When it was my turn, an agent apologized for the delay and quickly checked me in after verifying my ArriveCAN form, vaccine card, and negative COVID-19 test.
With boarding pass in hand, I was directed to the Maple Leaf Lounge past security, which I reviewed here.
Boarding began only 35 minutes prior to departure from Gate 69B.
Air Canada 557
Los Angeles (LAX) – Vancouver (YVR)
Wednesday, February 23
Arrive: 8:19 PM
Duration: 02hr, 59min
Distance: 1,081 miles
Aircraft: 737 MAX 8
Seat: 20F (Economy Class)
Onboard, a flight attendant greeted me and offered a hygiene kit.
The aircraft was clean and the larger overhead bin and Boeing sky interior gave it a modern feel.
The 737 MAX 8 includes four rows of business class in a 2-2 configuration (21 inch width and 38 inch pitch) followed by 153 seats in economy class (18 inches wide with seat pitch ranging from 30-34 inches).
Every seat is provisioned with a universal power plug and fast-charging USB-A outlet.
The economy class seats have an articulating seat pan such that when you recline the seat cushion slides forward to give you the illusion of greater recline. The advantage of this type of seat is that actual seat recline is limited meaning the person in front of you cannot invade your space as much.
I chose an exit row seat, free as a 75K elite, which gave me an immense amount of legroom. At first there was a woman sitting in the aisle seat of my row, but after the door closed she moved to her own row: the flight was only about 1/3 full.
IFE + Wi-Fi
Air Canada offers seatback IFE on all mainline flights and not only was the screen large, but the touch-screen system well-designed and easy to navigate. A wide selection of movies was available as well as TV programs, games, and music.
Furthermore, the in-flight menu, including a full selection of beverages, snacks, and meals for purchase were displayed on the screen, which makes so much more sense to me than printing menus.
Headphones are not provided on a complimentary basis, but can be purchased for C$3.50 (or C$9.95 for noise-reducing silicon earphones in a protective travel case).
The only glitch was the in-flight map, which did not work on my screen:
(I ended up just using the middle seat screen)
Interestingly, wi-fi is not available on the Air Canada 737 MAX, which seems like a huge missed opportunity.
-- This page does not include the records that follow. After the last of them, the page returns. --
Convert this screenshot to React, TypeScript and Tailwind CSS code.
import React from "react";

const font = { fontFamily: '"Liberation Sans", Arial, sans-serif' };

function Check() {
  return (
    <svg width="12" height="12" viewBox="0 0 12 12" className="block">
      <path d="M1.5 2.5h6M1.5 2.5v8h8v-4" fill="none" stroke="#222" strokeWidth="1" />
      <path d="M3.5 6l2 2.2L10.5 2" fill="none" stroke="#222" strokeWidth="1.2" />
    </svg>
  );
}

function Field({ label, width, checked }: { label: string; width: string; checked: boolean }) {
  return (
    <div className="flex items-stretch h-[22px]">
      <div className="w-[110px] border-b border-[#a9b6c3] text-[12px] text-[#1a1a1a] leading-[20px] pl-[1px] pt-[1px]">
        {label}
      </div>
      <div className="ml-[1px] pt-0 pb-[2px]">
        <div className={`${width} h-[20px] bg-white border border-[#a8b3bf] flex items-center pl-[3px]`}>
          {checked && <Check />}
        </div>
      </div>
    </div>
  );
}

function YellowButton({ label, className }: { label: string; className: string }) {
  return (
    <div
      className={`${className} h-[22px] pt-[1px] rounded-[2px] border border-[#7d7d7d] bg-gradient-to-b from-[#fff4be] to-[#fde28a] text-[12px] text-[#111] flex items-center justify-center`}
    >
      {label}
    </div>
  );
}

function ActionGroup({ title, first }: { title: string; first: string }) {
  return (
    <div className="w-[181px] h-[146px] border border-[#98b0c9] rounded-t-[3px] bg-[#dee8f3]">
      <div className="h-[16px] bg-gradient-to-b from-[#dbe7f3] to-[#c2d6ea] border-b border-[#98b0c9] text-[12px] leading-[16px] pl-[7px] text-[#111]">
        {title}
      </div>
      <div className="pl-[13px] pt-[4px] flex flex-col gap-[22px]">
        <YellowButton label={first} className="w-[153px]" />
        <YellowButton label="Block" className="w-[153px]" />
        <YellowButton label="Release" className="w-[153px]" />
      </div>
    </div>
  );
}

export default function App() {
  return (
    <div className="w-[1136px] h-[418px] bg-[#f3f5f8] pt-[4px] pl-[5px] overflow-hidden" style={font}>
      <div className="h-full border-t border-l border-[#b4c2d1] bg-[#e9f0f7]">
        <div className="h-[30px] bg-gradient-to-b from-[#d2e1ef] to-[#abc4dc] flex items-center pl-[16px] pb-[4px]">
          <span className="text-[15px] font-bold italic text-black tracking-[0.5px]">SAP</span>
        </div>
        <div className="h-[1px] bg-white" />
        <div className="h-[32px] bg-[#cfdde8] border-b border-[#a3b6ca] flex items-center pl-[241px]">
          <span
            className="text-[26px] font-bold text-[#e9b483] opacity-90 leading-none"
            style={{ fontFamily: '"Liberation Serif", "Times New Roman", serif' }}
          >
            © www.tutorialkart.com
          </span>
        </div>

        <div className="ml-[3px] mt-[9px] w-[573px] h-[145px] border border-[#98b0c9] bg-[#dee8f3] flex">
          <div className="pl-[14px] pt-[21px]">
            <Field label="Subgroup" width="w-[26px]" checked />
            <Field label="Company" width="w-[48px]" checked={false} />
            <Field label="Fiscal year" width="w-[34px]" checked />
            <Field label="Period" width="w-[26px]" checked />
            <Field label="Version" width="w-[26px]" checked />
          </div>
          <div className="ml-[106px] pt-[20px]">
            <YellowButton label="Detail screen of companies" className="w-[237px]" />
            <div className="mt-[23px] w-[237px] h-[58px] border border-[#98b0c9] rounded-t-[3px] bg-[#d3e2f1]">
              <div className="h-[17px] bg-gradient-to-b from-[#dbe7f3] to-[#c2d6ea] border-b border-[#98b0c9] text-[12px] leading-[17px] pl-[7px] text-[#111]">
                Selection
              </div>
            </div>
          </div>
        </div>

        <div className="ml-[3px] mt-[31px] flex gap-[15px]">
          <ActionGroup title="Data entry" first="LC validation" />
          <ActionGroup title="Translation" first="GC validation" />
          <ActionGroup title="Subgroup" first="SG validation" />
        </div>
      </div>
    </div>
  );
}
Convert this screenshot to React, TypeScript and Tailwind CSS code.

I still stayed busy without it.
The aircraft only had three lavatories; one in the front for business class and two in the rear for economy class. The two rear lavatories are very small, with barely enough room to turn around. Thankfully, the water did not splash all over the mirror and door, but that’s only because the pressure has been turned down. They are what they are, but as North Americans grow larger, these faculties are pretty poor.
Food + Drink
Flight attendants began service about 30 minutes after takeoff, with economy class passengers offered a complimentary drink. I appreciated that Air Canada has lemon wedges, something that has been missing on United for two years now.
I had originally planned to order pizza, but noticed that unspecified “meals” were available for C$13.5o. I asked what that was and a flight attendant called out to her colleague, asking if there were any business class meals left. Indeed, there was a chicken dish available. C$13.50 for a business class meal? Yes, please.
The meal was delivered covered in foil on a small tray. Unwrapping it, I found chicken in a mushroom sauce with carrots, broccoli, and Israeli couscous. While it was not served with metal cutlery, plastic utensils were provided.
I found the dish very tasty and greatly appreciated the concept of being able to order a business class meal in economy class.
My meal came with a side, and I chose cashews.
Full menu here.
We landed ahead of schedule in Vancouver, with an actual flight time of two hours and twenty minutes. As I look back on my flight, I note the missing wi-fi, but loved everything else about this flight, particularly the large IFE screen and meal for purchase. I would not hesitate to fly on the Air Canada 737 MAX 8 again, even if the flight was more crowded.